Now the pencils-only, gloved, padded and nerve-gnawing experience of handling really old books has been done away. Thanks to a £1.4 million grant from the Heritage Lottery Fund and, a ‘generous donation from the Brotherton-Ratcliffe family’, you can now look (but not touch) at these objects which are attractively displayed and ordered behind glass cases inside the sparkly Treasures of the Brotherton gallery inside Parkinson Building. Treasures of the Brotherton displays around 100 items from the University Library’s collections and delightfully arranges them into key themes that reflect the wider collection. The themes, ‘from hand to print’, ‘imagination and creativity’, and ‘understanding our world’, are designed so that the sensitive objects on display in the permanent exhibition can be regularly replaced and changed to aid with conservation and to present the range and wealth of fascinating objects hidden in the collection stores.

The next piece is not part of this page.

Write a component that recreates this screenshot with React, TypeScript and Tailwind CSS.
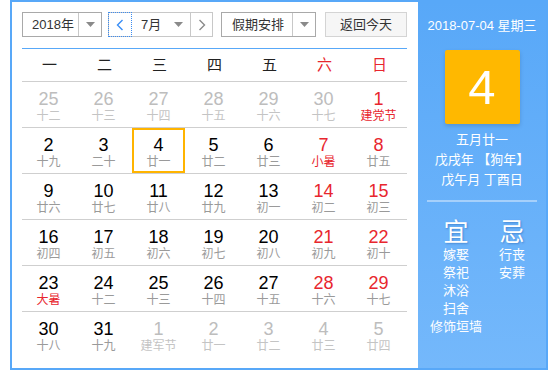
import React from "react";

type Cell = { d: number; l: string; other?: boolean; red?: boolean; redL?: boolean; sel?: boolean };

const rows: Cell[][] = [
  [
    { d: 25, l: "十二", other: true },
    { d: 26, l: "十三", other: true },
    { d: 27, l: "十四", other: true },
    { d: 28, l: "十五", other: true },
    { d: 29, l: "十六", other: true },
    { d: 30, l: "十七", other: true },
    { d: 1, l: "建党节", red: true, redL: true },
  ],
  [
    { d: 2, l: "十九" },
    { d: 3, l: "二十" },
    { d: 4, l: "廿一", sel: true },
    { d: 5, l: "廿二" },
    { d: 6, l: "廿三" },
    { d: 7, l: "小暑", red: true, redL: true },
    { d: 8, l: "廿五", red: true },
  ],
  [
    { d: 9, l: "廿六" },
    { d: 10, l: "廿七" },
    { d: 11, l: "廿八" },
    { d: 12, l: "廿九" },
    { d: 13, l: "初一" },
    { d: 14, l: "初二", red: true },
    { d: 15, l: "初三", red: true },
  ],
  [
    { d: 16, l: "初四" },
    { d: 17, l: "初五" },
    { d: 18, l: "初六" },
    { d: 19, l: "初七" },
    { d: 20, l: "初八" },
    { d: 21, l: "初九", red: true },
    { d: 22, l: "初十", red: true },
  ],
  [
    { d: 23, l: "大暑", redL: true },
    { d: 24, l: "十二" },
    { d: 25, l: "十三" },
    { d: 26, l: "十四" },
    { d: 27, l: "十五" },
    { d: 28, l: "十六", red: true },
    { d: 29, l: "十七", red: true },
  ],
  [
    { d: 30, l: "十八" },
    { d: 31, l: "十九" },
    { d: 1, l: "建军节", other: true },
    { d: 2, l: "廿一", other: true },
    { d: 3, l: "廿二", other: true },
    { d: 4, l: "廿三", other: true },
    { d: 5, l: "廿四", other: true },
  ],
];

const weekdays = ["一", "二", "三", "四", "五", "六", "日"];

function Caret() {
  return (
    <svg width="9" height="5" viewBox="0 0 9 5">
      <path d="M0 0 L9 0 L4.5 5 Z" fill="#8a8a8a" />
    </svg>
  );
}

export default function App() {
  return (
    <div
      className="w-[558px] h-[376px] bg-white"
      style={{ fontFamily: '"Liberation Sans", "Noto Sans CJK SC", sans-serif' }}
    >
      <div className="ml-[10px] w-[538px] h-[370px] border-2 border-[#58a8f8] flex">
        {/* Left calendar */}
        <div className="w-[406px] h-full bg-white pl-[10px] pr-[11px] pt-[10px] flex flex-col">
          {/* toolbar */}
          <div className="flex items-center h-[25px] text-[13px] text-[#333]">
            <div className="w-[80px] h-[25px] border border-[#a9a9a9] flex items-stretch">
              <div className="w-[55px] flex items-center pl-[9px]">2018年</div>
              <div className="flex-1 border-l border-[#c8c8c8] flex items-center justify-center">
                <Caret />
              </div>
            </div>
            <div className="ml-[6px] w-[105px] h-[25px] border border-[#c8c8c8] flex items-stretch">
              <div className="w-[24px] -my-px -ml-px h-[25px] border border-dotted border-[#3c8cf0] flex items-center justify-center">
                <svg width="8" height="12" viewBox="0 0 8 12">
                  <path d="M6.5 1 L1.5 6 L6.5 11" stroke="#3a8ef5" strokeWidth="1.4" fill="none" />
                </svg>
              </div>
              <div className="w-[58px] flex items-center justify-between pl-[9px] pr-[7px]">
                <span>7月</span>
                <Caret />
              </div>
              <div className="flex-1 border-l border-[#c8c8c8] flex items-center justify-center">
                <svg width="8" height="12" viewBox="0 0 8 12">
                  <path d="M1.5 1 L6.5 6 L1.5 11" stroke="#8a8a8a" strokeWidth="1.4" fill="none" />
                </svg>
              </div>
            </div>
            <div className="ml-[8px] w-[95px] h-[25px] border border-[#a9a9a9] flex items-stretch">
              <div className="w-[70px] flex items-center pl-[10px]">假期安排</div>
              <div className="flex-1 border-l border-[#c8c8c8] flex items-center justify-center">
                <Caret />
              </div>
            </div>
            <div className="ml-[9px] w-[82px] h-[25px] border border-[#d4d4d4] bg-[#f6f6f6] flex items-center justify-center">
              返回今天
            </div>
          </div>
          <div className="mt-[11px] h-px bg-[#58a8f8]" />
          {/* week header */}
          <div className="grid grid-cols-7 h-[33px] border-b border-[#cfcfcf] items-center text-[15px]">
            {weekdays.map((w, i) => (
              <div key={w} className={`text-center ${i >= 5 ? "text-[#e8262e]" : "text-[#222]"}`}>
                {w}
              </div>
            ))}
          </div>
          {rows.map((r, ri) => (
            <div
              key={ri}
              className={`grid grid-cols-7 h-[46px] ${ri < 5 ? "border-b border-[#cfcfcf]" : ""}`}
            >
              {r.map((c, ci) => (
                <div key={ci} className="flex justify-start">
                  <div
                    className={`w-[53px] h-[45px] flex flex-col items-center ${
                      c.sel ? "border-2 border-[#ffb400] pt-[5px]" : "pt-[7px]"
                    }`}
                  >
                    <div
                      className={`text-[18px] leading-[20px] ${
                        c.other ? "text-[#bdbdbd]" : c.red ? "text-[#e8262e]" : "text-black"
                      }`}
                    >
                      {c.d}
                    </div>
                    <div
                      className={`text-[12px] leading-[14px] whitespace-nowrap ${
                        c.other ? "text-[#c4c4c4]" : c.redL ? "text-[#e8262e]" : "text-[#9a9a9a]"
                      }`}
                    >
                      {c.l}
                    </div>
                  </div>
                </div>
              ))}
            </div>
          ))}
        </div>
        {/* Right panel */}
        <div className="flex-1 h-full bg-gradient-to-b from-[#58a8f8] to-[#74b8fb] flex flex-col items-center text-white">
          <div className="mt-[15px] text-[13px] leading-[18px]">2018-07-04 星期三</div>
          <div className="mt-[15px] w-[75px] h-[74px] bg-[#ffb800] rounded-[2px] shadow-[0_2px_4px_rgba(0,0,0,0.15)] flex items-center justify-center text-[49px] leading-none">
            4
          </div>
          <div className="mt-[6px] text-[13px] leading-[20px] text-center">
            <div>五月廿一</div>
            <div>戊戌年 【狗年】</div>
            <div>戊午月 丁酉日</div>
          </div>
          <div className="mt-[10px] w-[110px] h-[2px] bg-[#a6d0fb]" />
          <div className="mt-[16px] flex w-[112px] ml-[4px]">
            <div className="w-[56px] flex flex-col items-center">
              <div className="text-[25px] leading-[28px] [text-shadow:1px_1px_2px_rgba(0,60,140,0.35)]">宜</div>
              <div className="text-[13px] leading-[18px] text-center whitespace-nowrap">
                <div>嫁娶</div>
                <div>祭祀</div>
                <div>沐浴</div>
                <div>扫舍</div>
                <div>修饰垣墙</div>
              </div>
            </div>
            <div className="w-[56px] flex flex-col items-center">
              <div className="text-[25px] leading-[28px] [text-shadow:1px_1px_2px_rgba(0,60,140,0.35)]">忌</div>
              <div className="text-[13px] leading-[18px] text-center">
                <div>行丧</div>
                <div>安葬</div>
              </div>
            </div>
          </div>
        </div>
      </div>
    </div>
  );
}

The dimmed lighting and stylish text panels conjure the feeling of walking into a futuristic version of how you’d imagine Baron Brotherton’s parlour
The dimmed lighting and stylish text panels conjure the feeling of walking into a futuristic version of how you’d imagine Baron Brotherton’s parlour. An ethereal Shakespeare’s first folio, with the appearance of floating atop a thin stand, greets you as you enter and meets the expectation of the type of priceless (almost – a similarly aged first folio sold ten years ago for £2.8 million), treasures you will encounter. Each theme is paired with an interactive screen to browse more information about individual objects which, on first glance, is extremely helpful, but through more thorough investigation the text on the screen, especially in the temporary exhibition, is copied and pasted to fit more than one object, making the effort of trawling through looking for new information a little arduous.
The temporary exhibition is the thought-provoking and immensely fascinating On Conscientious Grounds: Objection and Resistance in the First World War. The exhibition offers a look at conscientious objectors who rejected conscription for political, social or religious reasons. The Liddle collection provides the gallery with the letters, photographs and court documents which make up the intriguing narrative of the men who refused to fight and the women who supported their cause. Individual stories link to the wider narrative and create a personal level of understanding the socialists, pacifists, religious conscientious objectors to the war who were so demonised in their time. This temporary exhibition is exactly the provocative and deeply interesting display that was needed to open this new gallery and to introduce us to what promises to be an exciting programme of constant change and movement at the Treasures of the Brotherton.